Si je me penche vers le passé, ça n’est pas en réac passéiste. Tu connais mes filiations : c’est donc plus dans le sens de l’Ernst Bloch, du Walter Benjamin, que je suis excité de trouver dans le « passé non réglé » des perles d’avenir (présent toujours, mais rarement manifesté tant que perdure notre préhistoire).

Mais je sais que tu parles du style surtout, si tu me permets un instant de séparer idiotement forme et fond – je ne veux pas faire semblant de ne pas te comprendre : Tu sais que je ne veux pas revenir au passé. Tu parles surtout de la forme archaïque pour dire l’avenir.

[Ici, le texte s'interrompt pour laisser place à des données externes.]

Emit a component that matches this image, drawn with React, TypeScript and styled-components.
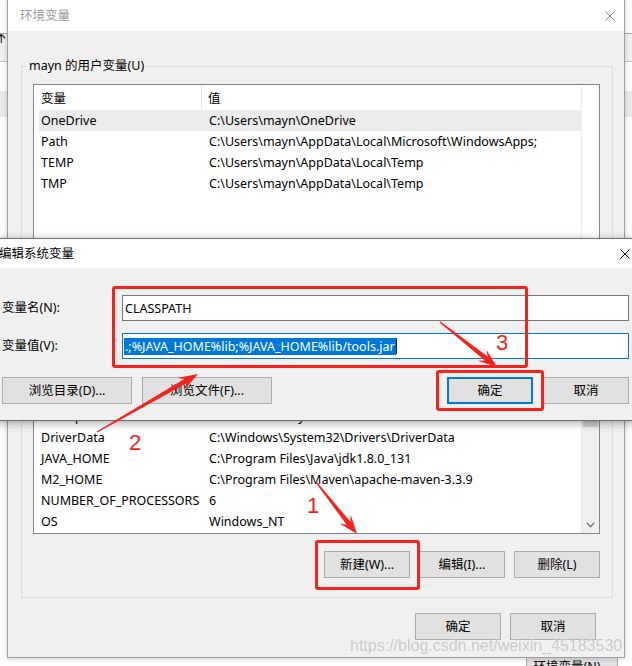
import React from "react";
import styled, { createGlobalStyle } from "styled-components";

const UI_FONT = `"Noto Sans", "Noto Sans CJK SC", sans-serif`;
const UI_SIZE = "12.5px";

const GlobalStyle = createGlobalStyle`
  html, body { margin: 0; padding: 0; background: #ffffff; overflow: hidden; }
  body { font-family: ${UI_FONT}; }
  * { box-sizing: border-box; }
`;

const Stage = styled.div`
  position: relative;
  width: 632px;
  height: 666px;
  overflow: hidden;
  font-family: ${UI_FONT};
  font-size: ${UI_SIZE};
  color: #000;
`;

/* ---------- background window ---------- */
const Backdrop = styled.div`
  width: 632px;
  height: 666px;
  display: flex;
  flex-direction: column;
  background: #fff;
`;
const Band = styled.div<{ $h: number; $bg: string; $line?: string }>`
  height: ${(p) => p.$h}px;
  flex: none;
  background: ${(p) => p.$bg};
  border-bottom: ${(p) => (p.$line ? `1px solid ${p.$line}` : "none")};
  display: flex;
  align-items: flex-start;
  overflow: hidden;
`;
const BandText = styled.span`
  margin-left: -7px;
  margin-top: -6px;
  font-size: 13px;
  line-height: 16px;
`;
const BottomBand = styled.div`
  margin-top: auto;
  height: 9px;
  display: flex;
  justify-content: flex-end;
  padding-right: 14px;
  overflow: hidden;
`;
const BackButton = styled.div`
  width: 92px;
  height: 26px;
  flex: none;
  border: 1px solid #adadad;
  background: #e1e1e1;
  display: flex;
  justify-content: center;
  line-height: 16px;
  padding-top: 1px;
`;

/* ---------- windows ---------- */
const Window = styled.section<{ $x: number; $y: number; $w: number; $h: number; $active?: boolean }>`
  position: absolute;
  left: ${(p) => p.$x}px;
  top: ${(p) => p.$y}px;
  width: ${(p) => p.$w}px;
  height: ${(p) => p.$h}px;
  display: flex;
  flex-direction: column;
  background: #f0f0f0;
  border: 1px solid ${(p) => (p.$active ? "#6f6f6f" : "#a0a0a0")};
  box-shadow: ${(p) =>
    p.$active ? "0 2px 9px rgba(0,0,0,0.35)" : "0 1px 5px rgba(0,0,0,0.18)"};
`;
const TitleBar = styled.header<{ $h: number; $left: number; $right: number }>`
  height: ${(p) => p.$h}px;
  flex: none;
  background: #fff;
  display: flex;
  align-items: center;
  justify-content: space-between;
  padding: 0 ${(p) => p.$right}px 0 ${(p) => p.$left}px;
`;
const TitleText = styled.span<{ $active?: boolean }>`
  font-size: ${UI_SIZE};
  line-height: 16px;
  color: ${(p) => (p.$active ? "#000" : "#9a9a9a")};
  white-space: nowrap;
`;
const CloseIcon = ({ color }: { color: string }) => (
  <svg width="10" height="10" viewBox="0 0 10 10" style={{ display: "block" }}>
    <path d="M0.5 0.5 L9.5 9.5 M9.5 0.5 L0.5 9.5" stroke={color} strokeWidth="1" fill="none" />
  </svg>
);

/* ---------- main dialog ---------- */
const MainBody = styled.div`
  flex: 1;
  display: flex;
  flex-direction: column;
  padding: 27px 11px 0 13px;
`;
const GroupBox = styled.fieldset<{ $gap?: number; $bottom: number }>`
  margin: ${(p) => p.$gap ?? 0}px 0 0 0;
  min-width: 0;
  border: 1px solid #dcdcdc;
  padding: 0 12px ${(p) => p.$bottom}px 11px;
  display: flex;
  flex-direction: column;
`;
const GroupLegend = styled.legend`
  font-size: ${UI_SIZE};
  line-height: 16px;
  padding: 0 2px;
  margin-left: -6px;
  color: #000;
`;
const ListView = styled.div<{ $h: number }>`
  margin-top: 10px;
  height: ${(p) => p.$h}px;
  border: 1px solid #828790;
  background: #fff;
  display: flex;
  overflow: hidden;
`;
const ListContent = styled.div`
  flex: 1;
  min-width: 0;
  padding-left: 5px;
  border-right: 1px solid #ececec;
  overflow: hidden;
`;
const HeaderRow = styled.div`
  height: 25px;
  display: grid;
  grid-template-columns: 163px 1fr;
`;
const HeaderCell = styled.div<{ $sep?: boolean }>`
  display: flex;
  align-items: center;
  padding-left: ${(p) => (p.$sep ? 2 : 6)}px;
  border-right: ${(p) => (p.$sep ? "1px solid #e5e5e5" : "none")};
  white-space: nowrap;
`;
const Row = styled.div<{ $selected?: boolean }>`
  height: 21px;
  display: grid;
  grid-template-columns: 163px 1fr;
  align-items: center;
  background: ${(p) => (p.$selected ? "#ebebeb" : "transparent")};
  white-space: nowrap;
`;
const NameCell = styled.span`
  padding-left: 2px;
  line-height: 16px;
`;
const ValueCell = styled.span`
  padding-left: 7px;
  line-height: 16px;
`;
const Gutter = styled.div`
  width: 17px;
  flex: none;
  background: #fff;
`;
const ScrollBar = styled.div`
  width: 17px;
  flex: none;
  background: #f0f0f0;
  display: flex;
  flex-direction: column;
`;
const ScrollArrow = styled.div`
  height: 17px;
  flex: none;
  display: flex;
  align-items: center;
  justify-content: center;
`;
const ScrollSpace = styled.div<{ $h?: number }>`
  height: ${(p) => (p.$h != null ? `${p.$h}px` : "auto")};
  flex: ${(p) => (p.$h != null ? "none" : "1")};
`;
const ScrollThumb = styled.div`
  height: 51px;
  flex: none;
  margin: 0 1px;
  background: #cdcdcd;
`;
const ButtonRow = styled.div<{ $top: number; $gap: number; $right?: number }>`
  display: flex;
  justify-content: flex-end;
  gap: ${(p) => p.$gap}px;
  margin-top: ${(p) => p.$top}px;
  margin-right: ${(p) => p.$right ?? 0}px;
`;
const Button = styled.div<{ $w: number; $default?: boolean }>`
  width: ${(p) => p.$w}px;
  height: 27px;
  flex: none;
  background: #e1e1e1;
  border: ${(p) => (p.$default ? "2px solid #0078d7" : "1px solid #adadad")};
  display: flex;
  align-items: center;
  justify-content: center;
  font-size: ${UI_SIZE};
  line-height: 16px;
  white-space: nowrap;
`;

/* ---------- edit dialog ---------- */
const EditBody = styled.div`
  flex: 1;
  display: grid;
  grid-template-columns: 120px 1fr;
  grid-auto-rows: 26px;
  row-gap: 12px;
  align-items: center;
  padding: 27px 10px 16px 13px;
`;
const FieldLabel = styled.label`
  font-size: ${UI_SIZE};
  line-height: 16px;
  white-space: nowrap;
`;
const TextBox = styled.div<{ $focused?: boolean }>`
  height: 26px;
  background: #fff;
  border: 1px solid ${(p) => (p.$focused ? "#0078d7" : "#7a7a7a")};
  display: flex;
  align-items: center;
  padding-left: ${(p) => (p.$focused ? 1 : 2)}px;
  white-space: nowrap;
  overflow: hidden;
`;
const Selection = styled.span`
  background: #0078d7;
  color: #fff;
  line-height: 17px;
  padding: 0 1px;
`;
const Caret = styled.span`
  width: 1px;
  height: 16px;
  background: #222;
`;
const EditButtons = styled.div`
  grid-column: 1 / -1;
  align-self: start;
  margin-top: 6px;
  display: flex;
  gap: 10px;
`;
const Spacer = styled.div`
  flex: 1;
`;

/* ---------- annotations ---------- */
const RED = "#f5231b";
const RedBox = styled.div<{ $x: number; $y: number; $w: number; $h: number }>`
  position: absolute;
  left: ${(p) => p.$x}px;
  top: ${(p) => p.$y}px;
  width: ${(p) => p.$w}px;
  height: ${(p) => p.$h}px;
  border: 3px solid ${RED};
  border-radius: 3px;
`;
const StepNumber = styled.span<{ $x: number; $y: number }>`
  position: absolute;
  left: ${(p) => p.$x}px;
  top: ${(p) => p.$y}px;
  font-family: "Liberation Sans", Arial, sans-serif;
  font-size: 22px;
  line-height: 22px;
  color: ${RED};
`;
const ArrowLayer = styled.svg`
  position: absolute;
  left: 0;
  top: 0;
  width: 632px;
  height: 666px;
  pointer-events: none;
`;
const Watermark = styled.span`
  position: absolute;
  left: 350px;
  top: 637px;
  font-family: "Liberation Sans", Arial, sans-serif;
  font-size: 16px;
  line-height: 18px;
  color: rgba(170, 170, 170, 0.62);
  text-shadow: 0 0 1px rgba(255, 255, 255, 0.9);
  white-space: nowrap;
`;

function arrowPoints(x1: number, y1: number, x2: number, y2: number, head = 18, half = 7) {
  const dx = x2 - x1;
  const dy = y2 - y1;
  const len = Math.hypot(dx, dy);
  const ux = dx / len;
  const uy = dy / len;
  const nx = -uy;
  const ny = ux;
  const bx = x2 - ux * head;
  const by = y2 - uy * head;
  const kx = x2 - ux * head * 0.72;
  const ky = y2 - uy * head * 0.72;
  const pts: [number, number][] = [
    [x1 + nx * 0.6, y1 + ny * 0.6],
    [kx + nx * 2.4, ky + ny * 2.4],
    [bx + nx * half, by + ny * half],
    [x2, y2],
    [bx - nx * half, by - ny * half],
    [kx - nx * 2.4, ky - ny * 2.4],
    [x1 - nx * 0.6, y1 - ny * 0.6],
  ];
  return pts.map((p) => `${p[0].toFixed(1)},${p[1].toFixed(1)}`).join(" ");
}

const userVars: [string, string][] = [
  ["OneDrive", "C:\\Users\\mayn\\OneDrive"],
  ["Path", "C:\\Users\\mayn\\AppData\\Local\\Microsoft\\WindowsApps;"],
  ["TEMP", "C:\\Users\\mayn\\AppData\\Local\\Temp"],
  ["TMP", "C:\\Users\\mayn\\AppData\\Local\\Temp"],
];

const systemVars: [string, string][] = [
  ["asl.log", "Destination=file"],
  ["CATALINA_HOME", "D:\\apache-tomcat-8.5.37"],
  ["ComSpec", "C:\\WINDOWS\\system32\\cmd.exe"],
  ["DriverData", "C:\\Windows\\System32\\Drivers\\DriverData"],
  ["JAVA_HOME", "C:\\Program Files\\Java\\jdk1.8.0_131"],
  ["M2_HOME", "C:\\Program Files\\Maven\\apache-maven-3.3.9"],
  ["NUMBER_OF_PROCESSORS", "6"],
  ["OS", "Windows_NT"],
];

function VarList({ rows, height, selected, scroll }: { rows: [string, string][]; height: number; selected?: number; scroll?: boolean }) {
  return (
    <ListView $h={height}>
      <ListContent>
        <HeaderRow>
          <HeaderCell $sep>变量</HeaderCell>
          <HeaderCell>值</HeaderCell>
        </HeaderRow>
        {rows.map(([n, v], i) => (
          <Row key={n} $selected={i === selected}>
            <NameCell>{n}</NameCell>
            <ValueCell>{v}</ValueCell>
          </Row>
        ))}
      </ListContent>
      {scroll ? (
        <ScrollBar>
          <ScrollArrow />
          <ScrollSpace $h={20} />
          <ScrollThumb />
          <ScrollSpace />
          <ScrollArrow>
            <svg width="9" height="6" viewBox="0 0 9 6" style={{ display: "block" }}>
              <path d="M0.8 0.8 L4.5 4.6 L8.2 0.8" stroke="#606060" strokeWidth="1.2" fill="none" />
            </svg>
          </ScrollArrow>
        </ScrollBar>
      ) : (
        <Gutter />
      )}
    </ListView>
  );
}

export default function App() {
  return (
    <Stage>
      <GlobalStyle />
      <Backdrop>
        <Band $h={34} $bg="#ffffff" $line="#a8a8a8" />
        <Band $h={28} $bg="#f0f0f0" $line="#c4c4c4">
          <BandText>环</BandText>
        </Band>
        <Band $h={29} $bg="#ffffff" />
        <Band $h={26} $bg="#e9e9e9" />
        <BottomBand>
          <BackButton>环境变量(N)...</BackButton>
        </BottomBand>
      </Backdrop>

      <Window $x={7} $y={-1} $w={618} $h={659}>
        <TitleBar $h={31} $left={12} $right={9}>
          <TitleText>环境变量</TitleText>
          <CloseIcon color="#8a8a8a" />
        </TitleBar>
        <MainBody>
          <GroupBox $bottom={18}>
            <GroupLegend>mayn 的用户变量(U)</GroupLegend>
            <VarList rows={userVars} height={156} selected={0} />
            <ButtonRow $top={17} $gap={9}>
              <Button $w={86}>新建(N)...</Button>
              <Button $w={86}>编辑(E)...</Button>
              <Button $w={86}>删除(D)</Button>
            </ButtonRow>
          </GroupBox>
          <GroupBox $gap={9} $bottom={19}>
            <GroupLegend>系统变量(S)</GroupLegend>
            <VarList rows={systemVars} height={196} scroll />
            <ButtonRow $top={17} $gap={9}>
              <Button $w={86}>新建(W)...</Button>
              <Button $w={86}>编辑(I)...</Button>
              <Button $w={86}>删除(L)</Button>
            </ButtonRow>
          </GroupBox>
          <ButtonRow $top={15} $gap={9} $right={17}>
            <Button $w={86}>确定</Button>
            <Button $w={86}>取消</Button>
          </ButtonRow>
        </MainBody>
      </Window>

      <Window $x={-12} $y={238} $w={652} $h={183} $active>
        <TitleBar $h={29} $left={10} $right={9}>
          <TitleText $active>编辑系统变量</TitleText>
          <CloseIcon color="#111" />
        </TitleBar>
        <EditBody>
          <FieldLabel>变量名(N):</FieldLabel>
          <TextBox>CLASSPATH</TextBox>
          <FieldLabel>变量值(V):</FieldLabel>
          <TextBox $focused>
            <Selection>.;%JAVA_HOME%lib;%JAVA_HOME%lib/tools.jar</Selection>
            <Caret />
          </TextBox>
          <EditButtons>
            <Button $w={130}>浏览目录(D)...</Button>
            <Button $w={130}>浏览文件(F)...</Button>
            <Spacer />
            <Button $w={86} $default>确定</Button>
            <Button $w={86}>取消</Button>
          </EditButtons>
        </EditBody>
      </Window>

      <Watermark>https://blog.csdn.net/weixin_45183530</Watermark>

      <RedBox $x={112} $y={286} $w={416} $h={82} />
      <RedBox $x={436} $y={370} $w={108} $h={41} />
      <RedBox $x={315} $y={540} $w={105} $h={50} />

      <ArrowLayer viewBox="0 0 632 666">
        <polygon points={arrowPoints(440, 322, 497, 367, 19, 7)} fill={RED} />
        <polygon points={arrowPoints(97, 432, 198, 374, 20, 7)} fill={RED} />
        <polygon points={arrowPoints(316, 482, 357, 534, 19, 7)} fill={RED} />
      </ArrowLayer>

      <StepNumber $x={496} $y={332}>3</StepNumber>
      <StepNumber $x={129} $y={432}>2</StepNumber>
      <StepNumber $x={307} $y={495}>1</StepNumber>
    </Stage>
  );
}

Je sais avec certitude que mon écriture est appelée à se métamorphoser, qu’elle le fait déjà un peu, et peu à peu. Déjà, il y a pour moi une distance entre le Chant de Laura & Roberto, celui de Michel Eyquem d’une part, et les précédents, par exemple celui d’Artéfius et celui de Johann Valentin, lesquels, bien que « situés » en Utopie, ont en effet une couleur archaïsante.

En fin de compte, je me demande si la dimension archaïsante, prêtant le flanc au reproche assez compréhensible de nostalgie réactionnaire (ou de manque d’invention d’un présent), je me demande si elle n’est pas aussi problématique (mais pas fautive) que la catégorie de Heimat chez Ernst Bloch. Imagine ce mot très chargé au sortir de la guerre et du nazisme : Quelle belle folie s’est emparée du grand Bloch de s’emparer de ce mot pour le retourner en symbole utopique non réactionnaire ? Comme si aujourd’hui on prenait le mot « terroir » pour en faire l’emblème d’une révolution utopique en avant et émancipatrice.

Au fond, et sans tomber dans un vain relativisme, cela est affaire de perception, d’idiopinion et de vue du mental : Qui nous dit que demain la dimension archaïsante ne sera pas le signe d’un élan vers l’avenir ?! (Cela est déjà arrivé, par exemple : Marx et Engels, avec Bachofen et son matriarcat communiste primitif.)